■ Source excerpt
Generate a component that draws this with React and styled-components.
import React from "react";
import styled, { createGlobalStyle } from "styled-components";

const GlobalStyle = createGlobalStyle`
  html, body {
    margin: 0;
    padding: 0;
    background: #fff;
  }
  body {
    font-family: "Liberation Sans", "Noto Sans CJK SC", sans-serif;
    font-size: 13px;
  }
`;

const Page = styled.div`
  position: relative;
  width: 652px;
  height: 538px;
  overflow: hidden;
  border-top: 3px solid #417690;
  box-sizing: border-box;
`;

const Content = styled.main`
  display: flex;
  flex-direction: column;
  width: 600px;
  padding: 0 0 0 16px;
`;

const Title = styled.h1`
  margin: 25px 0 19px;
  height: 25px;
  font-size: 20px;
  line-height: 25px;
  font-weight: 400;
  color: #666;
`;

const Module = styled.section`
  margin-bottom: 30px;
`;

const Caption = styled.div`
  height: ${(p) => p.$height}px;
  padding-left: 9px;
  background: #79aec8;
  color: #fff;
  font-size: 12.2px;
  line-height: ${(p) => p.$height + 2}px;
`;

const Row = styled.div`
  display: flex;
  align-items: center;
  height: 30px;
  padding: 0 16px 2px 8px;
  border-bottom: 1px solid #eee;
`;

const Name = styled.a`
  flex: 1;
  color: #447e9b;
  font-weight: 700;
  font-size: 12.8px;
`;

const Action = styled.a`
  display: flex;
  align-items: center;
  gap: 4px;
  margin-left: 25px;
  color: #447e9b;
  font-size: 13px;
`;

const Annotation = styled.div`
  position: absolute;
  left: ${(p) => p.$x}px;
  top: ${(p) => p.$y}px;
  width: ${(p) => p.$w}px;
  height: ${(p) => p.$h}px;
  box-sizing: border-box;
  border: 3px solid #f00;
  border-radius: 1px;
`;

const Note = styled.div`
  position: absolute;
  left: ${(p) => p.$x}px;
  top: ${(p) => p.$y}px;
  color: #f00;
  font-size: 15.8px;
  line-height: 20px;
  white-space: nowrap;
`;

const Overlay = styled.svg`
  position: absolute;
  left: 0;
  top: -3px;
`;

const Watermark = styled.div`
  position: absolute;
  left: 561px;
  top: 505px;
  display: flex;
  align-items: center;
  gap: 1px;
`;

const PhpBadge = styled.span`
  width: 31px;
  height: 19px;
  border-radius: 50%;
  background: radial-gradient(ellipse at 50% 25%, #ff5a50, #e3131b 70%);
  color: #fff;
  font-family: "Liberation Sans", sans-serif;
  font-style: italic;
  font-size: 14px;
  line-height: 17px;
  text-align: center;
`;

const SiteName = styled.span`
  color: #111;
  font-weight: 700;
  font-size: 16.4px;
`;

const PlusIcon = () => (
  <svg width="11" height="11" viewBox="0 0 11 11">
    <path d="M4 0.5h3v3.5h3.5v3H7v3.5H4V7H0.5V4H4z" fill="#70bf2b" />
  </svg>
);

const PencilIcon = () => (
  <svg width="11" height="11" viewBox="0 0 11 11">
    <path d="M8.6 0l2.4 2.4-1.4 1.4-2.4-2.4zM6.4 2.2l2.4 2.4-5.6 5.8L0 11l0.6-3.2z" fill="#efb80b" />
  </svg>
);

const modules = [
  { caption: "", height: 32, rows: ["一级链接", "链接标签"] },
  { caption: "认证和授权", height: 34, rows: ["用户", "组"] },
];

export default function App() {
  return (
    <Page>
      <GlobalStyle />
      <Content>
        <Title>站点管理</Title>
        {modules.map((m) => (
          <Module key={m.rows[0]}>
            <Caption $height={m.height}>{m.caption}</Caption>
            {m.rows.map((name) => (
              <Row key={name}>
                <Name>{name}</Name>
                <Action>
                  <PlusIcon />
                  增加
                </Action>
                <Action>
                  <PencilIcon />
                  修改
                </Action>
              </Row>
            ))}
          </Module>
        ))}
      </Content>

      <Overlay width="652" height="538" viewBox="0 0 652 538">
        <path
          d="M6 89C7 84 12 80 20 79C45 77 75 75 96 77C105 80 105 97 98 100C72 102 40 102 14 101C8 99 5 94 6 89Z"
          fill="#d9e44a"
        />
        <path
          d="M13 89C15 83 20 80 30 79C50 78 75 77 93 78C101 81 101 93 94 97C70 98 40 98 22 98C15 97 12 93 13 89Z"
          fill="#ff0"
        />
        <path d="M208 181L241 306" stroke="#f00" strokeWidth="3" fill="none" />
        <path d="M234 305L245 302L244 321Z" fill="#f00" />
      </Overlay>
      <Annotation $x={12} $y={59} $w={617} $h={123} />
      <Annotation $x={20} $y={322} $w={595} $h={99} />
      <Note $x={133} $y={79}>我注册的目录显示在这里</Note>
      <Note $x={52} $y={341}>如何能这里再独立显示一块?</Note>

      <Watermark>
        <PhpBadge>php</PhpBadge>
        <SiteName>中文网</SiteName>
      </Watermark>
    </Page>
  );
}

■ Task details
Copy every line of the listing where the word "components" appears.

■ Task result
Generate a component that draws this with React and styled-components.
import styled, { createGlobalStyle } from "styled-components";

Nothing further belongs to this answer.